NBC News requested Becerra’s calendar from the HHS press office, but the office deferred to the agency’s Freedom of Information staff. NBC News submitted a Freedom of Information Act request for Becerra’s schedule in early October. FOIA staff members responded that the schedule would be released in late November. Last week, the staff pushed the timeline back to late December. 

An administration official said Becerra has been busy implementing many of the Covid policies that fall under the agency’s purview. “While the president articulates his vision, we are responsible for implementing much of it,” the official said. “If you ask him what our top priority is, it’s Covid.”   

The job has changed

Some HHS veterans say that Becerra’s low profile is not his fault and that it is the job itself that has changed, with the agency’s power increasingly centered on one massive sub-agency, the Centers for Medicare & Medicaid Services, or CMS.

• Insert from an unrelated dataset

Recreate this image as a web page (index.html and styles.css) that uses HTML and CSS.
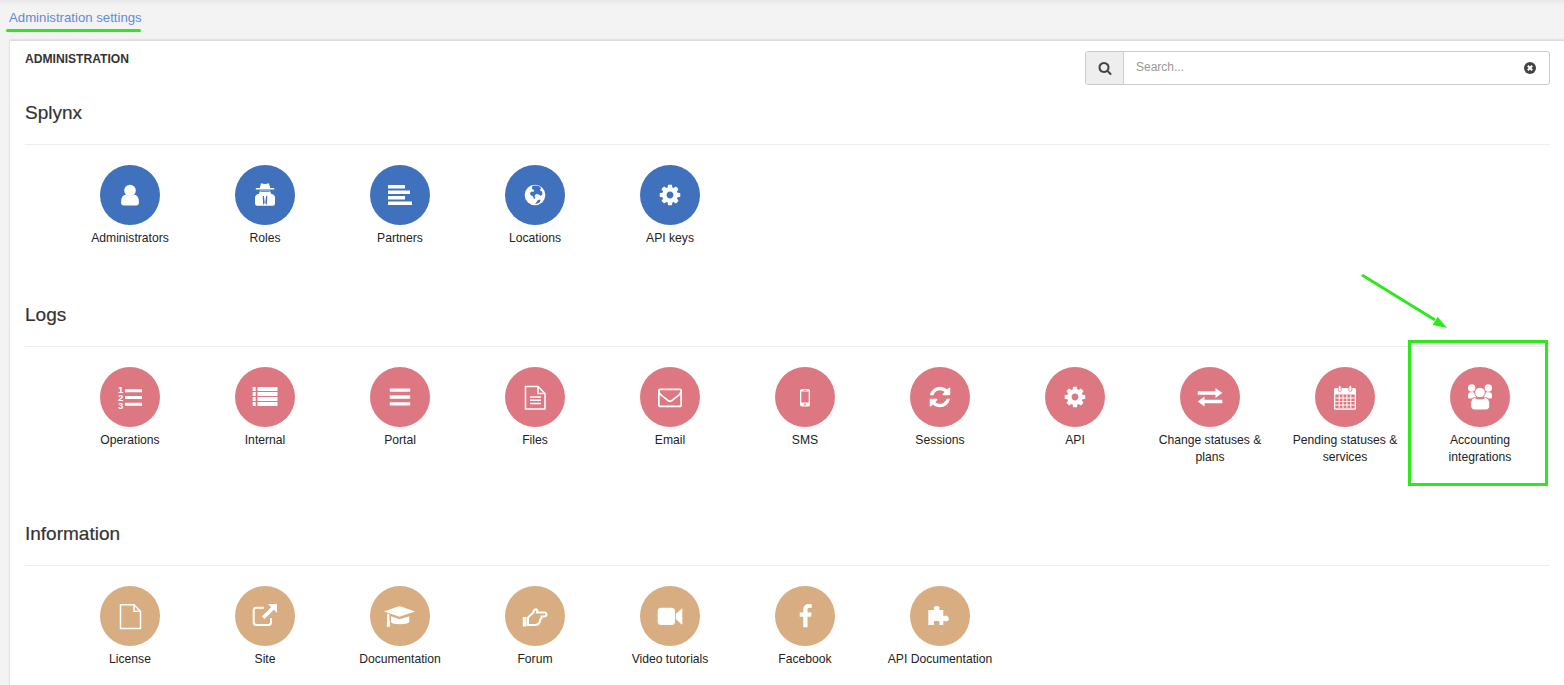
FILE: index.html
```html
<!DOCTYPE html>
<html>
<head>
  <meta charset="UTF-8"/>
  <title>Administration</title>
  <link rel="stylesheet" href="styles.css">
</head>
<body>
<div class="crumbs"><a href="#">Administration settings</a></div>

<div class="card">
  <div class="card-head">
    <div class="card-title">ADMINISTRATION</div>
    <div class="search">
      <span class="search-addon">
        <svg class="ic14" viewBox="0 0 1792 1792"><path d="M1216 832q0-185-131.5-316.5t-316.5-131.5-316.5 131.5-131.5 316.5 131.5 316.5 316.5 131.5 316.5-131.5 131.5-316.5zm512 832q0 52-38 90t-90 38q-54 0-90-38l-343-342q-179 124-399 124-143 0-273.5-55.5t-225-150-150-225-55.5-273.5 55.5-273.5 150-225 225-150 273.5-55.5 273.5 55.5 225 150 150 225 55.5 273.5q0 220-124 399l343 343q37 37 37 90z"/></svg>
      </span>
      <input class="search-input" type="text" placeholder="Search..."/>
      <svg class="search-clear" viewBox="0 0 12 12"><circle cx="6" cy="6" r="6"/><path d="M3.8 3.8l4.4 4.4M8.2 3.8l-4.4 4.4"/></svg>
    </div>
  </div>

  <!-- Splynx -->
  <div class="section section-first">
    <h3>Splynx</h3>
    <div class="items tone-blue">
      <a class="item"><span class="circle">
        <svg class="ic30" viewBox="0 0 30 30"><circle cx="15" cy="10.5" r="5.8"/><path d="M6 22.5q0-7.5 5-8 2 1.5 4 1.5t4-1.5q5 .5 5 8 0 3-3 3H9q-3 0-3-3z"/></svg>
      </span><span class="label">Administrators</span></a>
      <a class="item"><span class="circle">
        <svg class="ic30" viewBox="0 0 30 30"><path d="M9.800 8l1.200-4.700q4 1.400 8 0L20.200 8h4v1.400H5.800V8z"/><path d="M5 23.500v-6q0-2.700 4-3.700l1-3.300h10l1 3.300q4 1 4 3.700v6q0 2.200-2 2.200H7q-2 0-2-2.200z"/><path class="cut" d="M12.700 16h1.200l.8 7-1.500 2zM16.100 16h1.200l-.5 9-1.500-2z"/><path class="cut" d="M10.300 10.700h9.400v1.100h-9.400z"/></svg>
      </span><span class="label">Roles</span></a>
      <a class="item"><span class="circle">
        <svg class="ic30" viewBox="0 0 30 30"><path d="M3 5h17v3.500H3zM3 10.500h22V14H3zM3 16h17v3.500H3zM3 21.500h24V25H3z"/></svg>
      </span><span class="label">Partners</span></a>
      <a class="item"><span class="circle">
        <svg class="ic30" viewBox="0 0 30 30"><circle cx="15" cy="15" r="10.300"/><path class="cut" d="M12 6.500l2-1 5 .5 2 2-1 2.500 2 1 .5 3-2 1.500-1.500-1.500-3-.5-1.500 2 1 2-1.500 1-1-2.500-2.500-1.500-.5-2 1.500-1.500 2 .5.500-2-2-1zM18 20l2.500-.5-.5 2.500-2.500 1.500-2.500.5z"/></svg>
      </span><span class="label">Locations</span></a>
      <a class="item"><span class="circle">
        <svg class="ic24" viewBox="0 0 1792 1792"><path d="M1152 896q0-106-75-181t-181-75-181 75-75 181 75 181 181 75 181-75 75-181zm512-109v222q0 12-8 23t-20 13l-185 28q-19 54-39 91 35 50 107 138 10 12 10 25t-9 23q-27 37-99 108t-94 71q-12 0-26-9l-138-108q-44 23-91 38-16 136-29 186-7 28-36 28h-222q-14 0-24.500-8.500t-11.500-21.500l-28-184q-49-16-90-37l-141 107q-10 9-25 9-14 0-25-11-126-114-165-168-7-10-7-23 0-12 8-23 15-21 51-66.500t54-70.500q-27-50-41-99l-183-27q-13-2-21-12.500t-8-23.500v-222q0-12 8-23t19-13l186-28q14-46 39-92-40-57-107-138-10-12-10-24 0-10 9-23 26-36 98.500-107.500t94.500-71.500q13 0 26 10l138 107q44-23 91-38 16-136 29-186 7-28 36-28h222q14 0 24.500 8.500t11.500 21.500l28 184q49 16 90 37l142-107q9-9 24-9 13 0 25 10 129 119 165 170 7 8 7 22 0 12-8 23-15 21-51 66.500t-54 70.500q26 50 41 98l183 28q13 2 21 12.500t8 23.500z"/></svg>
      </span><span class="label">API keys</span></a>
    </div>
  </div>

  <!-- Logs -->
  <div class="section">
    <h3>Logs</h3>
    <div class="items tone-pink">
      <a class="item"><span class="circle">
        <svg class="ic30" viewBox="0 0 30 30"><path d="M10 7.300h17v3H10zM10 14h17v3H10zM10 20.700h17v3H10z"/><text class="digit" x="3" y="10.600">1</text><text class="digit" x="3" y="18.800">2</text><text class="digit" x="3" y="27">3</text></svg>
      </span><span class="label">Operations</span></a>
      <a class="item"><span class="circle">
        <svg class="ic30" viewBox="0 0 30 30"><path d="M2.700 5h3v4h-3zM2.700 10h3v4h-3zM2.700 15h3v4h-3zM2.700 20h3v4h-3zM7.500 5h20v4h-20zM7.500 10h20v4h-20zM7.500 15h20v4h-20zM7.500 20h20v4h-20z"/></svg>
      </span><span class="label">Internal</span></a>
      <a class="item"><span class="circle">
        <svg class="ic24" viewBox="0 0 1792 1792"><path d="M1664 1344v128q0 26-19 45t-45 19h-1408q-26 0-45-19t-19-45v-128q0-26 19-45t45-19h1408q26 0 45 19t19 45zm0-512v128q0 26-19 45t-45 19h-1408q-26 0-45-19t-19-45v-128q0-26 19-45t45-19h1408q26 0 45 19t19 45zm0-512v128q0 26-19 45t-45 19h-1408q-26 0-45-19t-19-45v-128q0-26 19-45t45-19h1408q26 0 45 19t19 45z"/></svg>
      </span><span class="label">Portal</span></a>
      <a class="item"><span class="circle">
        <svg class="ic30" viewBox="0 0 30 30"><path class="line" d="M5.500 4.500H18L25 11.500V27H5.500zM18 4.500v7h7"/><path class="line" d="M10 15h11M10 18.300h11M10 21.600h11"/></svg>
      </span><span class="label">Files</span></a>
      <a class="item"><span class="circle">
        <svg class="ic24" viewBox="0 0 1792 1792"><path d="M1664 1504v-768q-32 36-69 66-268 206-426 338-51 43-83 67t-86.500 48.500-102.500 24.500h-2q-48 0-102.500-24.500t-86.500-48.500-83-67q-158-132-426-338-37-30-69-66v768q0 13 9.500 22.500t22.500 9.500h1472q13 0 22.500-9.500t9.500-22.500zm0-1051v-24.500l-.5-13-3-12.500-5.500-9-9-7.500-14-2.500h-1472q-13 0-22.500 9.500t-9.500 22.500q0 168 147 284 193 152 401 317 6 5 35 29.500t46 37.500 44.500 31.500 50.500 27.500 43 9h2q20 0 43-9t50.500-27.500 44.500-31.500 46-37.500 35-29.500q208-165 401-317 54-43 100.500-115.500t46.500-131.500zm128-37v1088q0 66-47 113t-113 47h-1472q-66 0-113-47t-47-113v-1088q0-66 47-113t113-47h1472q66 0 113 47t47 113z"/></svg>
      </span><span class="label">Email</span></a>
      <a class="item"><span class="circle">
        <svg class="ic30" viewBox="0 0 30 30"><rect x="10" y="7" width="10" height="17.500" rx="2"/><path class="cut" d="M11.300 9.500h7.400v11h-7.400zM13.500 8h3v.7h-3z"/><circle class="cut" cx="15" cy="22.500" r=".9"/></svg>
      </span><span class="label">SMS</span></a>
      <a class="item"><span class="circle">
        <svg class="ic24" viewBox="0 0 1792 1792"><path d="M1639 1056q0 5-1 7-64 268-268 434.500t-478 166.500q-146 0-282.500-55t-243.500-157l-129 129q-19 19-45 19t-45-19-19-45v-448q0-26 19-45t45-19h448q26 0 45 19t19 45-19 45l-137 137q71 66 161 102t187 36q134 0 250-65t186-179q11-17 53-117 8-23 30-23h192q13 0 22.500 9.500t9.500 22.500zm25-800v448q0 26-19 45t-45 19h-448q-26 0-45-19t-19-45 19-45l138-138q-148-137-349-137-134 0-250 65t-186 179q-11 17-53 117-8 23-30 23h-199q-13 0-22.500-9.500t-9.500-22.500v-7q65-268 270-434.500t480-166.500q146 0 284 55.500t245 156.500l130-129q19-19 45-19t45 19 19 45z"/></svg>
      </span><span class="label">Sessions</span></a>
      <a class="item"><span class="circle">
        <svg class="ic24" viewBox="0 0 1792 1792"><path d="M1152 896q0-106-75-181t-181-75-181 75-75 181 75 181 181 75 181-75 75-181zm512-109v222q0 12-8 23t-20 13l-185 28q-19 54-39 91 35 50 107 138 10 12 10 25t-9 23q-27 37-99 108t-94 71q-12 0-26-9l-138-108q-44 23-91 38-16 136-29 186-7 28-36 28h-222q-14 0-24.500-8.500t-11.500-21.500l-28-184q-49-16-90-37l-141 107q-10 9-25 9-14 0-25-11-126-114-165-168-7-10-7-23 0-12 8-23 15-21 51-66.500t54-70.500q-27-50-41-99l-183-27q-13-2-21-12.500t-8-23.500v-222q0-12 8-23t19-13l186-28q14-46 39-92-40-57-107-138-10-12-10-24 0-10 9-23 26-36 98.500-107.500t94.500-71.500q13 0 26 10l138 107q44-23 91-38 16-136 29-186 7-28 36-28h222q14 0 24.500 8.500t11.500 21.500l28 184q49 16 90 37l142-107q9-9 24-9 13 0 25 10 129 119 165 170 7 8 7 22 0 12-8 23-15 21-51 66.500t-54 70.500q26 50 41 98l183 28q13 2 21 12.500t8 23.500z"/></svg>
      </span><span class="label">API</span></a>
      <a class="item"><span class="circle">
        <svg class="ic30" viewBox="0 0 30 30"><path d="M2.700 9.300H20.500V6l6.800 5-6.800 5v-3.300H2.700zM27.300 17.800H9.500v-3.300l-6.800 5 6.800 5v-3.300h17.800z"/></svg>
      </span><span class="label">Change statuses &amp; plans</span></a>
      <a class="item"><span class="circle">
        <svg class="ic30" viewBox="0 0 30 30"><rect x="4" y="6" width="22" height="21.700" rx="1.500"/><path class="cut" d="M5.300 12.500h19.400v13.900H5.300z"/><path class="line thin" d="M9.200 12.500v13.900M13 12.500v13.900M16.900 12.500v13.900M20.800 12.500v13.900M5.300 16h19.400M5.300 19.500h19.400M5.300 23h19.400"/><rect class="ring" x="8.200" y="3.500" width="3" height="6" rx="1.500"/><rect class="ring" x="18.800" y="3.500" width="3" height="6" rx="1.500"/></svg>
      </span><span class="label">Pending statuses &amp; services</span></a>
      <a class="item"><span class="circle">
        <svg class="ic30" viewBox="0 0 30 30"><circle cx="6.700" cy="6" r="3.700"/><circle cx="23.300" cy="6" r="3.700"/><path d="M3 15v-2q0-2.500 2.500-2.800h3q2.500.3 2.500 2.800v3.500H4.500Q3 16.500 3 15z"/><path d="M27 15v-2q0-2.500-2.500-2.800h-3q-2.500.3-2.500 2.800v3.500h6.500q1.500 0 1.500-1.500z"/><circle class="edge" cx="15" cy="10.500" r="5.300"/><path class="edge" d="M5.700 23.500v-3q0-4.500 4-5 2.500 1.500 5.300 1.500t5.300-1.500q4 .5 4.500 5v3q0 4.500-4.500 4.500h-10q-4.600 0-4.600-4.500z"/></svg>
      </span><span class="label">Accounting integrations</span></a>
    </div>
  </div>

  <!-- Information -->
  <div class="section">
    <h3>Information</h3>
    <div class="items tone-tan">
      <a class="item"><span class="circle">
        <svg class="ic30" viewBox="0 0 30 30"><path class="line" d="M5.500 3.800H19L25.500 10.300V27.500H5.500zM19 3.800v6.500h6.500"/></svg>
      </span><span class="label">License</span></a>
      <a class="item"><span class="circle">
        <svg class="ic30" viewBox="0 0 30 30"><path class="line wide" d="M14 6.700H6.500Q3.700 6.700 3.700 9.500v11.700Q3.700 24 6.500 24h11.700q2.800 0 2.800-2.800V17"/><path d="M18 3h9v9l-3.200-3.200-9.300 9.300-2.600-2.600 9.300-9.300z"/></svg>
      </span><span class="label">Site</span></a>
      <a class="item"><span class="circle">
        <svg class="ic34" viewBox="0 0 34 30"><path d="M16.500 5L32 10.500 16.500 15.800 1 10.500z"/><path d="M8 15.300l8.500 2.900 9.800-3v5.300q0 2.700-9.300 2.700T8 20.500z"/><path d="M4.300 12.500l2 .7.700 12.500H3.800z"/></svg>
      </span><span class="label">Documentation</span></a>
      <a class="item"><span class="circle">
        <svg class="ic30" viewBox="0 0 30 30"><path d="M2.700 16h3.800v9.500H2.700z"/><path class="line wide" d="M8 16.500l5.300-5q.7-3.200 2.700-3.200 2 .3 1 3.200h8q1.500.4 1.500 1.800 0 2.200-2.500 2.200h-2.500q.2 2.500-1.500 3.500 0 4.500-4.500 5H8z"/></svg>
      </span><span class="label">Forum</span></a>
      <a class="item"><span class="circle">
        <svg class="ic30" viewBox="0 0 30 30"><rect x="2.700" y="6.700" width="17.300" height="17.300" rx="3.500"/><path d="M20.800 13l6-5.500h.5v16h-.5l-6-5.500z"/></svg>
      </span><span class="label">Video tutorials</span></a>
      <a class="item"><span class="circle">
        <svg class="ic25" viewBox="0 0 1792 1792"><path d="M1343 12v264h-157q-86 0-116 36t-30 108v189h293l-39 296h-254v759h-306v-759h-255v-296h255v-218q0-186 104-288.500t277-102.500q147 0 228 12z"/></svg>
      </span><span class="label">Facebook</span></a>
      <a class="item"><span class="circle">
        <svg class="ic30" viewBox="0 0 30 30"><path d="M3.300 9h5.300q1.200-.5.300-1.500-.9-2 2.800-2.500 3.700.5 2.800 2.500-.9 1 .3 1.500h3.500v5.500q.5 1.300 1.500.3 2.200-.8 3.500 1.500 1.500 2.200-.5 3.500-1.800 1-3 .2-1.500-.8-1.500.3V24h-3.500q-1.200-.5-.3-1.500.9-2.500-2.800-2.800-3.700.3-2.800 2.800.9 1-.3 1.500H3.300z"/></svg>
      </span><span class="label">API Documentation</span></a>
    </div>
  </div>
</div>

<!-- green annotations drawn on top of the screenshot -->
<div class="mark-line"></div>
<div class="mark-box"></div>
<svg class="mark-arrow" viewBox="0 0 100 65"><path class="mark-shaft" d="M7 5L80 50"/><path class="mark-head" d="M92 58L82.700 46.700 77.700 55z"/></svg>
</body>
</html>
```

FILE: styles.css
```css
html, body { height: 685px; overflow: hidden; }

body { margin: 0; position: relative; font: 12.15px/17px "Liberation Sans", Arial, sans-serif; color: #222; background: #f3f3f3; }

.crumbs { height: 40px; padding: 9px 0 0 9px; box-sizing: border-box; font-size: 13.2px; line-height: 18px; background: linear-gradient(#e6e6e6, #f3f3f3 5px); }
.crumbs a { color: #5f8bd6; text-decoration: none; }

/* ========== card ========== */
.card { margin-left: 10px; padding: 0 14px 0 15px; background: #fff; border-top: 1px solid #ddd; box-shadow: 0 0 2px rgba(0, 0, 0, .2); height: 660px; }

.card-head { display: flex; justify-content: space-between; padding-top: 10px; }
.card-title { font-size: 12.1px; line-height: 16px; font-weight: bold; color: #333; }

.search { display: flex; align-items: center; width: 465px; height: 34px; box-sizing: border-box; border: 1px solid #ccc; border-radius: 3px; }
.search-addon { display: flex; align-items: center; justify-content: center; width: 37px; height: 100%; background: #eee; border-right: 1px solid #ccc; border-radius: 3px 0 0 3px; }
.search-addon svg { fill: #444; }
.search-input { flex: 1; min-width: 0; height: 100%; padding: 0 12px 2px; box-sizing: border-box; border: 0; outline: 0; background: none; font: 12px "Liberation Sans", Arial, sans-serif; }
.search-input::placeholder { color: #999; }
.search-clear { width: 12px; height: 12px; margin-right: 13px; }
.search-clear circle { fill: #444; }
.search-clear path { stroke: #fff; stroke-width: 2; fill: none; }

/* ========== sections ========== */
.section { margin-top: 58px; }
.section-first { margin-top: 18px; }
.section h3 { margin: 0; padding-bottom: 21px; border-bottom: 1px solid #eee; font-size: 19px; line-height: 20px; font-weight: normal; color: #333; -webkit-text-stroke: .2px #333; }

.items { display: flex; padding: 20px 0 0 37.5px; }
.item { flex: 0 0 135px; display: flex; flex-direction: column; align-items: center; text-align: center; }
.circle { flex: none; display: flex; align-items: center; justify-content: center; width: 60px; height: 60px; border-radius: 50%; background: var(--tone); margin-bottom: 5px; }
.label { display: block; padding: 0 12px; }

.tone-blue { --tone: #3f71bd; }
.tone-pink { --tone: #dd7781; }
.tone-tan { --tone: #d8ad81; }

/* ========== icons ========== */
.circle svg { fill: #fff; }
.ic14 { width: 14px; height: 14px; }
.ic24 { width: 24px; height: 24px; }
.ic25 { width: 25px; height: 25px; }
.ic30 { width: 30px; height: 30px; }
.ic34 { width: 34px; height: 30px; }

.circle svg .cut { fill: var(--tone); }
.circle svg .line { fill: none; stroke: #fff; stroke-width: 1.5; }
.circle svg .line.thin { stroke-width: 1; }
.circle svg .line.wide { stroke-width: 2; }
.circle svg .ring { stroke: var(--tone); stroke-width: .8; }
.circle svg .edge { stroke: var(--tone); stroke-width: 1; }
.digit { font: bold 9.5px "Liberation Sans", Arial, sans-serif; }

/* ========== annotations ========== */
.mark-line { position: absolute; left: 6px; top: 29px; width: 135px; height: 3px; background: #2ee81e; border-radius: 2px; }
.mark-box { position: absolute; left: 1408px; top: 340px; width: 140px; height: 146px; box-sizing: border-box; border: 3px solid #2ee81e; }
.mark-arrow { position: absolute; left: 1355px; top: 270px; width: 100px; height: 65px; }
.mark-shaft { stroke: #2ee81e; stroke-width: 3; fill: none; }
.mark-head { fill: #2ee81e; }
```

In Biden’s 2022 $1.7 trillion budget request for HHS, 80 percent is mandatory funding for Medicare and Medicaid, programs that touch the lives of almost half of all Americans. Once the Affordable Care Act passed, CMS grew in importance. 

If Biden’s Build Back Better initiative is passed, CMS will take on an even more significant role in administering new health care investments that some view as the biggest expansion of health care in a decade.

“The department isn’t an operational role anymore, really. It’s a figurehead position. You go around and give speeches,” said a former senior Trump official, who added that it was “absurd” that the head of CMS had to run decisions past the secretary of HHS.